Collages

The Seasons of Change (2024)

 This collage is inspired by a Waka poem in The Tale of Genji, written by Akashi Lady after the death of Genji’s love, Murasaki. The poem depicts the changing seasons:

The wild goose has flown, the seedling rice is dry.

Gone is the blossom the water once reflected.

To me, this poem suggests that, like the seasons, we too should move on. This theme of sorrow, acceptance, and transition is precisely what this collage represents.

Clinging to the Bouquet (2024)

This collage is about staying in the present, inspired by Jorge Luis Borges’s book “Ficciones” and the film “Everything Everywhere All at Once.” It emphasizes the things in life that help us avoid getting caught up in the future or dwelling on other possible lives we could have lived. A bouquet, for instance, forces people to stay in the present since the flowers stay fresh for only a short time. And the googly eyes, referencing the film “Everything Everywhere All at Once”, add a dose of humor to the day, also showing the joy people can find in the moment.

Break The Clock (2025)

This collage is about challenging the idea that being alone means being incomplete. I’ve seen our society push this idea a lot, especially on women. I’ve been thinking about it even more after watching the movie “The Lobster”, which in turn led me to make this collage.

In the film, all single people are gathered in a hotel where they have to find a partner within 45 days or get turned into an animal. Upon arrival, the owner of the hotel asks each person, “Now, have you thought of what animal you’d like to be if you end up alone?” This is quite an absurd and strange example, but it does an amazing job of getting the point across! I see the owner as symbolizing society and how it says being alone makes you inhuman — that you are merely surviving just like an animal.

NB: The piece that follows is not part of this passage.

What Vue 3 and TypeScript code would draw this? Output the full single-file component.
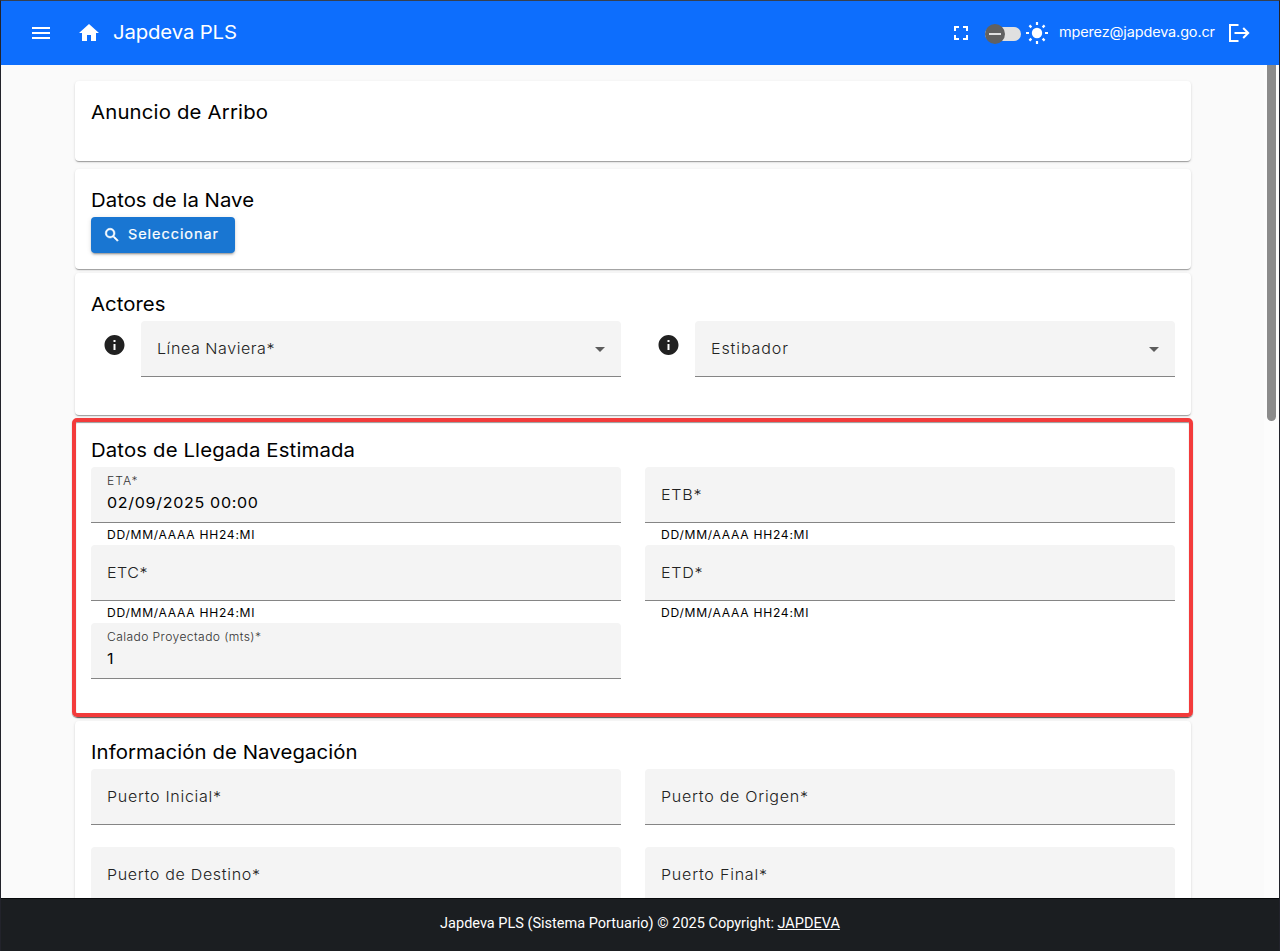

Now, in my collage, I respond to this question by choosing myself. This illustrates that being alone can also feel complete, and that you can thrive instead of just survive. The hand on the right of my collage breaks her societal clock and makes her own timeline.

Simultaneous Isolation and Unity (2025)

After reading “The New Oxford Book of War Poetry” anthology, I created this collage inspired by the following lines in Robert Lowell’s war poem “Fall 1961”:

We are like a lot of wild

spiders crying together,

but without tears.

To me these lines emphasize how in a seemingly isolating instance such as war both unity and isolation among humans can exist simultaneously. I created this collage to portray this coexistence.